Case \(\hat{u}^0_{\mathbf {p}} >0\): We approach this problem using a series of substitutions. Following Ali et al. (2008), we replace a product of two variables in Eq. (25), \(x_{\mathbf {q}_1} x_{\mathbf {q}_2}\), with a new variable \(z\), and add

$$\begin{aligned} \min _z \hat{u}^0_{\mathbf {p}} (x_{\mathbf {q}_1} x_{\mathbf {q}_2} - 2 x_{\mathbf {q}_1} z - 2 x_{\mathbf {q}_2} z + 3 z), \end{aligned}$$

(29)

such that after the substitution Eq. (25) becomes

$$\begin{aligned} \begin{aligned}&\hat{u}^0_{\mathbf {p}} (x_{\mathbf {q}_1} x_{\mathbf {q}_2} - 2 x_{\mathbf {q}_1} z - 2 x_{\mathbf {q}_2} z + 3 z ) + \\&\hat{u}^0_{\mathbf {p}} (1-x_\mathbf {p}) z \!\! \!\!\!\! \prod _{\begin{array}{c} (\mathbf {q},j) \in \fancyscript{O}_\mathbf {p}^0 \setminus \\ \{(\mathbf {q}_1,0), (\mathbf {q}_2,0)\} \end{array}} \!\!\!\! [x_\mathbf {q}\ne j]. \end{aligned} \end{aligned}$$

(30)

Two inverted Boolean variables can be replaced in the same manner. Note that we are not restricted to replacing only variables from \(\fancyscript{O}_\mathbf {p}^0\), but can also substitute \(1-x_\mathbf {p}\) itself.

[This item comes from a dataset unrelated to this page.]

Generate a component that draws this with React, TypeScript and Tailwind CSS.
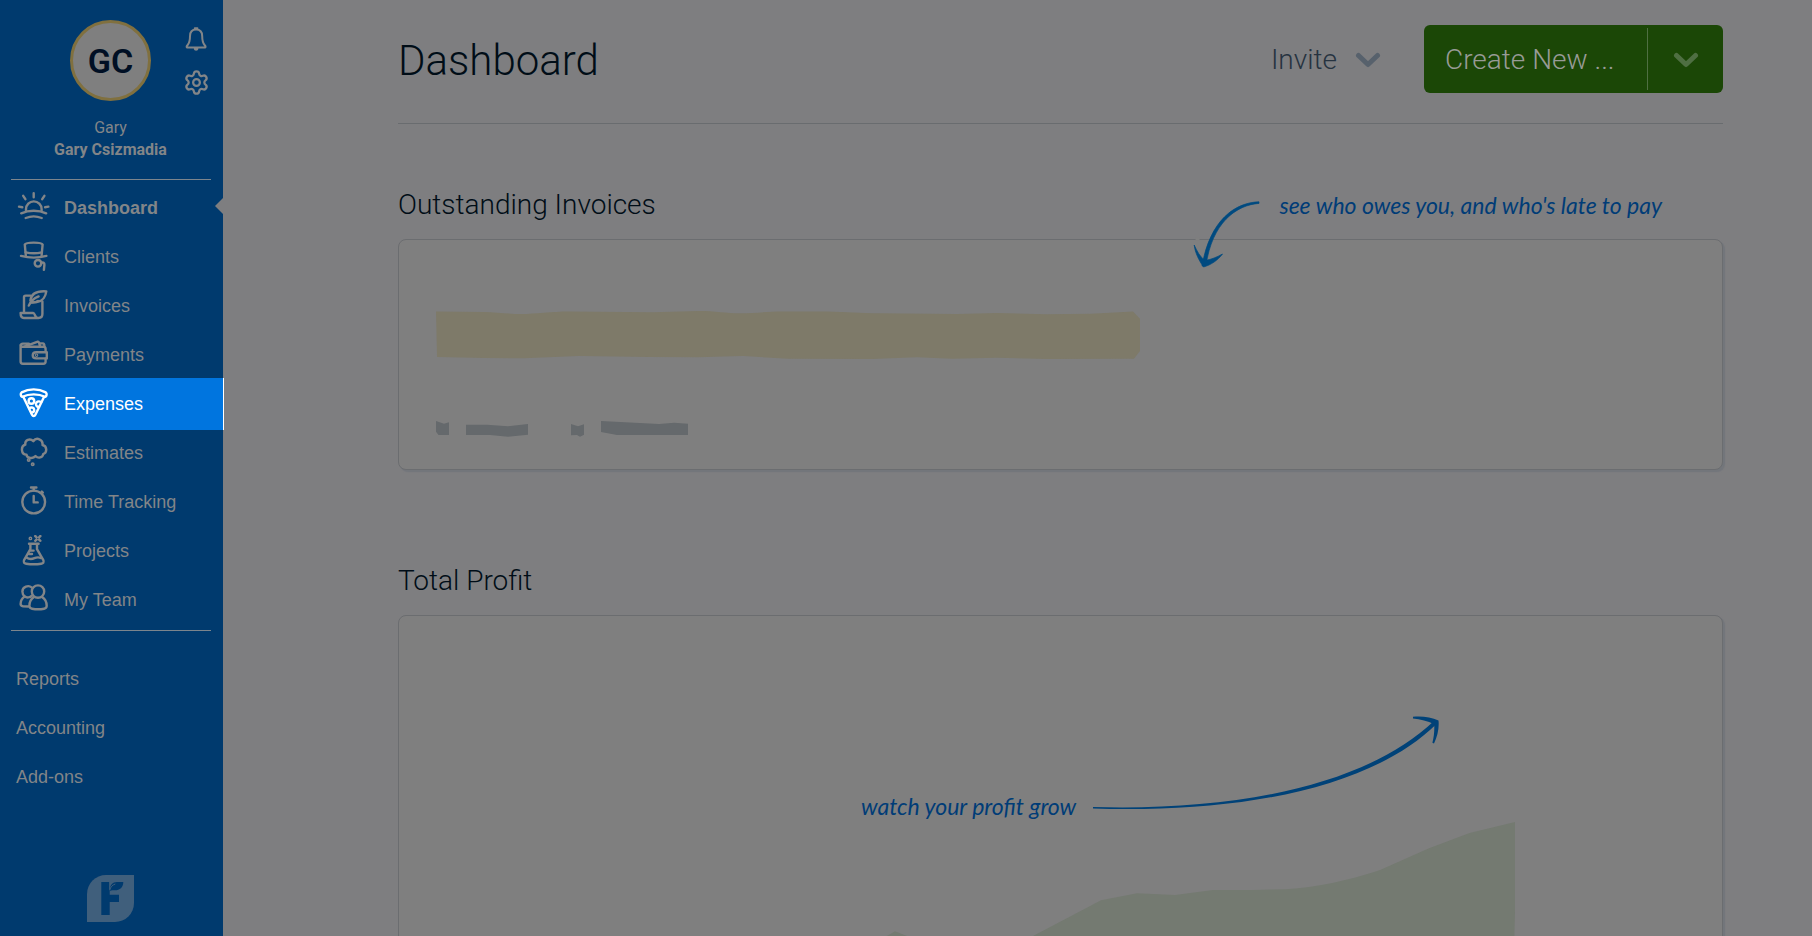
import React from 'react';
import { Settings } from 'lucide-react';
import clsx from 'clsx';

type NavItem = {
  label: string;
  icon: React.ReactNode;
};

const SunIcon = (
  <>
    <path d="M9 18.5v-1.3a7.8 7.8 0 0 1 15.6 0v1.3" />
    <path d="M4.2 21.3c7.5-3.4 17.5-3.4 25 0M8.7 26c5-2 11-2 16 0" />
    <path d="M16.7 1.2v4M6.2 3.8l2.2 3.4M27.4 3.8l-2.2 3.4M2 14.6l3.3.6M31.4 14.6l-3.3.6" />
  </>
);

const HatIcon = (
  <>
    <path d="M8.8 14.5 7.8 3.6C9 .9 24.400.9 25.6 3.6l-1 10.9" />
    <path d="M8.6 11.3c5 1.2 11.4 1.2 16.2 0" />
    <path d="M4 14.9c8 2.2 17.6 2.2 25.4 0" />
    <circle cx="21" cy="22.3" r="3.3" />
    <path d="M24.3 21.8c2-.8 3.3 0 3.1 2l-.5 5" />
  </>
);

const ScrollIcon = (
  <>
    <path d="M7 22V7.2c0-1 .6-1.6 1.6-1.6h4.8" />
    <path d="M25.4 11.5V24c0 2.6-1.4 4-4 4H7c-2.4 0-3.4-1.6-3.4-5h12.6c1.8 0 1.6 4.8 4.6 5" />
    <path d="M13.4 10.6C14.2 3.6 20 .8 29.3 1.4c-.6 4.6-3.4 9.6-8.8 10.4-2 .4-4 .2-5.6 1" />
    <path d="M11.8 15.6c1.8-4.4 5.4-7.4 9.8-9.2M16.4 12.4c1.6 0 3.2-.4 4.6-1.4" />
  </>
);

const WalletIcon = (
  <>
    <path d="M28.6 12.4V10c0-1.4-.7-2.2-2-2.2H5.4c-1.2 0-1.8-.8-1.8-1.8v16.6c0 1.4.8 2.2 2.2 2.2h20.6c1.4 0 2.2-.8 2.2-2.2v-2.8" />
    <path d="M4 6.4c0-1.2.6-1.8 1.8-1.8h6M7.4 7.6l13.4-5c1-.2 1.6 1.4 2.2 5M23.4 4.4h2.4c1 0 1.6.8 1.6 3" />
    <path d="M29.8 13.2H19.2c-4.6 0-4.6 6.2 0 6.2h10.6z" />
    <circle cx="19.6" cy="16.3" r=".5" />
  </>
);

const PizzaIcon = (
  <>
    <path d="M5.2 8.8C3.6 8.2 3.2 5.4 4.6 4.4c7.4-4 16.8-4 24.2 0 1.4 1 1 3.8-.6 4.4-6.8-3.2-16.2-3.2-23 0z" />
    <path d="m6.4 9 8.6 17.8c.8 1.6 2.6 1.6 3.4 0L27 9" />
    <circle cx="14.4" cy="13" r="2.8" />
    <path d="M24.2 14.2c-2.6-1.8-5.4-.4-5.2 2.2.2 1.6 1.4 2.6 3 2.6M12.2 20.2c2.4-1.6 5-.4 5 1.8 0 1.6-1.2 2.6-3 2.6" />
  </>
);

const ThoughtIcon = (
  <>
    <path d="M8.3 7.6c-.6-4.6 4.7-6.6 8-3.4 3-4.4 10-2 9.2 3.8 4.7 1 5 7.6.7 9.2-.4 3.4-5 4.6-7.7 1.8-2.5 3.2-8.7 2.2-9-1.4-5.7-.2-6-8.6-1.2-10z" />
    <circle cx="11.7" cy="22.9" r=".8" />
    <circle cx="15.7" cy="27.2" r=".8" />
  </>
);

const StopwatchIcon = (
  <>
    <circle cx="16.7" cy="16" r="11.4" />
    <path d="M14 1.5h5.4M16.7 1.5v3M24.8 5.6l1 1" />
    <path d="M16.7 10v6.4h4" />
  </>
);

const FlaskIcon = (
  <>
    <path d="M12 8.8h9.6M13.4 9v5.2L7.2 24.8c-1.2 2.6 0 3.6 2 3.9 5 .7 10 .7 15 0 2-.3 3.2-1.3 2-3.9L20 14.2V9" />
    <path d="M9.4 22.6c3.2 2.2 5.4 1.8 8 .6 2.2-1 4.4-1.2 6.4-.2M13.6 15.6h3M12 19h3" />
    <circle cx="13.4" cy="3.4" r=".7" />
    <path d="m18.200 1 1.4 1.300M23.400 1 22 2.300M18.200 5.800l1.400-1.300M23.400 5.800 22 4.500" />
  </>
);

const TeamIcon = (
  <>
    <circle cx="21" cy="7.6" r="6.2" />
    <path d="M14.6 3.4C11.6.9 5.4 2.4 5.4 7.6c0 4 3.4 6.2 6 5.800 1.500-.1 2.700-.9 3.600-2" />
    <path d="M7.6 12.6c-2.6 1.8-4 4.8-4 7.4 0 1.500.8 2 2.400 2.200l5.400.3" />
    <path d="M17 13c-2.8 1.8-4.600 5.400-4.600 8.800 0 1.800 1 2.600 2.700 2.900 4.200.8 7.800.8 12 0 1.700-.3 2.600-1.100 2.600-2.900 0-3.400-1.800-7-4.700-8.800" />
  </>
);

const navItems: NavItem[] = [
  { label: 'Dashboard', icon: SunIcon },
  { label: 'Clients', icon: HatIcon },
  { label: 'Invoices', icon: ScrollIcon },
  { label: 'Payments', icon: WalletIcon },
  { label: 'Expenses', icon: PizzaIcon },
  { label: 'Estimates', icon: ThoughtIcon },
  { label: 'Time Tracking', icon: StopwatchIcon },
  { label: 'Projects', icon: FlaskIcon },
  { label: 'My Team', icon: TeamIcon },
];

const moreItems = ['Reports', 'Accounting', 'Add-ons'];

const Chevron: React.FC<{ className?: string }> = ({ className }) => (
  <svg viewBox="0 0 26 16" className={clsx('h-4 w-[26px] fill-none stroke-current', className)} aria-hidden="true">
    <path d="M3.5 3.5 13 12.5 22.5 3.5" strokeWidth="5" strokeLinecap="round" strokeLinejoin="round" />
  </svg>
);

const Sidebar: React.FC = () => (
  <aside className='relative z-10 flex w-[223px] shrink-0 flex-col bg-[#003a6e] font-["Liberation_Sans",Arial,sans-serif] text-[#828588]'>
    <div className='relative flex flex-col items-center pt-5 pr-0.5 font-["Roboto",sans-serif]'>
      <div className="flex size-[81px] items-center justify-center rounded-full border-3 border-[#80703f] bg-[#7f7f7f] pt-0.5 text-[34px] font-semibold text-[#000f24]">
        GC
      </div>
      <div className="mt-4 text-center text-base leading-[22px]">
        <p>Gary</p>
        <p className="font-bold">Gary Csizmadia</p>
      </div>

      {/* Account shortcuts */}
      <div className="absolute top-[26px] right-[13px] flex flex-col gap-4">
        <button type="button" aria-label="Notifications" className="size-[27px]">
          <svg viewBox="0 0 27 27" className="size-full fill-none stroke-current" strokeWidth="2" strokeLinejoin="round" strokeLinecap="round">
            <path d="M11.8 3.8V2.3h2.6v1.5M13.1 3.6c-4.2 0-6.1 3-6.1 6.6 0 4.4-.6 6.6-2.4 8.8-1.2 1.4-1.5 2.6.2 2.6h16.6c1.7 0 1.4-1.2.2-2.6-1.8-2.2-2.4-4.4-2.4-8.8 0-3.6-1.9-6.6-6.1-6.6z" />
            <path d="M11.8 22.8c.2 1.3 2.4 1.3 2.6 0z" />
          </svg>
        </button>
        <button type="button" aria-label="Settings">
          <Settings className="size-[27px]" strokeWidth={2} />
        </button>
      </div>
    </div>

    <hr className="mt-[18px] mr-3 ml-[11px] border-[#7c858d]" />

    <nav className="mt-[3px] flex flex-col text-lg leading-6">
      {navItems.map(({ label, icon }) => (
        <a
          key={label}
          href="#"
          className={clsx(
            'relative flex items-center gap-3.5 pl-[17px]',
            label === 'Dashboard' && 'font-bold',
            label === 'Expenses'
              ? '-mt-px -mr-px -mb-0.5 h-[52px] border-r border-white bg-[#0075df] text-white'
              : 'h-[49px]',
          )}
        >
          <svg
            viewBox="0 0 33 32"
            className="h-8 w-[33px] fill-none stroke-current"
            strokeWidth="2.4"
            strokeLinecap="round"
            strokeLinejoin="round"
            aria-hidden="true"
          >
            {icon}
          </svg>
          {label}
          {label === 'Dashboard' && (
            <span className="absolute top-[15px] right-0 border-y-8 border-r-8 border-y-transparent border-r-[#7e7e80]" />
          )}
        </a>
      ))}
    </nav>

    <hr className="mt-1.5 mr-3 ml-[11px] border-[#7c858d]" />

    <nav className="mt-[23px] flex flex-col text-lg leading-6">
      {moreItems.map((label) => (
        <a key={label} href="#" className="flex h-[49px] items-center pl-4">
          {label}
        </a>
      ))}
    </nav>

    <div className="mt-auto flex justify-center pr-0.5 pb-3.5">
      <svg viewBox="0 0 47 47" className="size-[47px]" aria-hidden="true">
        <path d="M19 0h28v28a19 19 0 0 1-19 19H0V19A19 19 0 0 1 19 0z" fill="#405f7c" />
        <path d="M14.3 7h8.4v12.7H32V27h-9.3v13h-8.4z" fill="#003a6e" />
        <path d="M22.700 15.5C22.700 10 25.500 7 30 7h6.300c0 5.500-3.500 8.300-8.300 8.300-2 0-3.500-.5-5.300.7z" fill="#003a6e" />
        <path d="M22.700 15.200c.7-3.200 2.800-5.300 5.600-6.200M22.700 6.500v8" fill="none" stroke="#405f7c" />
      </svg>
    </div>
  </aside>
);

const Header: React.FC = () => (
  <header className="flex items-center border-b border-[#696c6f] pt-[25px] pb-[30px]">
    <h1 className="pt-[3px] text-[42px] leading-[65px] font-light">Dashboard</h1>
    <button type="button" className="ml-auto flex items-center gap-[18px] pt-0.5 text-[28px] font-light text-[#263340]">
      Invite
      <Chevron className="text-[#57616c]" />
    </button>
    <div className="ml-[43px] flex h-[68px] rounded-md bg-[#1b4706] py-[3px]">
      <button type="button" className="w-[224px] border-r border-[#4f6f42] pt-0.5 pl-[21px] text-left text-[28px] font-light text-[#989b96]">
        Create New ...
      </button>
      <button type="button" aria-label="More options" className="flex w-[75px] items-center justify-center pt-0.5 text-[#4f6f42]">
        <Chevron />
      </button>
    </div>
  </header>
);

const note = 'font-["Lato",cursive] text-[23px] leading-7 text-[#003c77] italic';
const card = 'rounded-lg border border-[#6b6d70] bg-[#7f7f7f] shadow-[2px_2px_1px_#73767b]';
const sectionTitle = 'text-[28px] leading-10 font-light';

const OutstandingInvoices: React.FC = () => (
  <section className="relative mt-[61px]">
    <div className="mb-3.5 flex items-center justify-between pr-[61px]">
      <h2 className={sectionTitle}>Outstanding Invoices</h2>
      <p className={note}>see who owes you, and who's late to pay</p>
    </div>
    <div className={clsx(card, 'pt-[71px] pb-8 pl-[37px]')}>
      <svg viewBox="0 0 704 48" className="h-12 w-[704px] fill-[#7e7a69]" aria-hidden="true">
        <path d="M0 .5 48 1C62 1.5 74 3 86 3s30-2.5 47-2.5L217 1.3 262 0c18 0 28 2.3 42 2.3S330 .5 347 .5h44c20 .5 33 1.5 53 1.8L521 3l40-1 49 1.3 45-.6L697 .5l7 7.2V40l-6 7.7-88 .3-49-1.3-45 1-35-1.4-45 1.7-84-.3-45-2.7-45 1.3-50-.3-69-1-55 2.3L48 47 1 46z" />
      </svg>
      <svg viewBox="0 0 252 16" className="mt-[62px] h-4 w-[252px] fill-[#65696c]" aria-hidden="true">
        <path d="m0 0 8 2.7 5-1.4V14H2.5L0 10.7z" />
        <path d="M30 3.7h21l21 1.6L92 3v10.7l-20 2L54 14H30z" />
        <path d="m135 3 7 2.3 6-2v10.4l-4 2-3-1.7-6 .3z" />
        <path d="m165 0 58 3 15-1.3 14 1V14h-71l-16-3z" />
      </svg>
    </div>

    <svg viewBox="0 0 67 68" className="absolute top-4 right-[463px] h-[68px] w-[67px]" aria-hidden="true">
      <path d="M2.5 38h4" stroke="#7f7f7f" strokeWidth="3" />
      <g fill="#004a80" stroke="#004a80" strokeWidth=".7">
        <path d="M66 .8C42 1.5 17 19 9 65l4-.5C19 22 43 4 66 2.4z" />
        <path d="M1.2 44c1 8 4.500 15 9.300 22C18 64 25 59 29.500 53c-5.500 3-11 5.500-17.500 6.500C7 56 4 50 1.200 44z" />
      </g>
    </svg>
  </section>
);

const TotalProfit: React.FC = () => (
  <section className="mt-[91px]">
    <h2 className={clsx(sectionTitle, 'mb-3.5')}>Total Profit</h2>
    <div className={clsx(card, 'pt-[100px]')}>
      <div className="flex items-end pl-[462px]">
        <p className={clsx(note, 'w-[232px]')}>watch your profit grow</p>
        <svg viewBox="0 0 346 93" className="mb-[11px] h-[93px] w-[346px] fill-[#004278]" aria-hidden="true">
          <path d="M0 91C140 95 271 71 341 5l2.500 3C275 75 140 97 0 92.600z" />
          <path d="M320 .8c9-1 18 .5 25.500 3.600.8 7.600-1 16-4.500 23l-1.600-.6c1.600-6.400 2.200-13 1.800-18.600-6.600-3-13.600-5-21.200-5.600z" />
        </svg>
      </div>
      <svg viewBox="0 0 629 130" className="mt-0.5 ml-[487px] h-[130px] w-[629px] fill-[#747a71]" aria-hidden="true">
        <path d="M0 114.5 9 109.300 21 114l30 16H0zM130 130l17-16 68-35.700 36-7 38 1.700 38-5h38l35-.7c16-1 30-3 45-6 18-4 33-8 49-13.300l49-21.700 40.500-15.300L629 0v90l-1 40z" />
      </svg>
    </div>
  </section>
);

export default function App() {
  return (
    <div className='flex h-screen overflow-hidden bg-[#7e7e80] font-["Roboto",sans-serif] text-[#000d17]'>
      <Sidebar />
      <main className="min-w-0 flex-1 pr-[89px] pl-[175px]">
        <Header />
        <OutstandingInvoices />
        <TotalProfit />
      </main>
    </div>
  );
}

The substitution introduces one non-submodular term with weight \(\hat{u}^0_{\mathbf {p}}\). To arrive at a quadratic polynomial one needs to replace all but two literals of the product as described, leading to \(n-1\) or \(n-2\) non-submodular terms.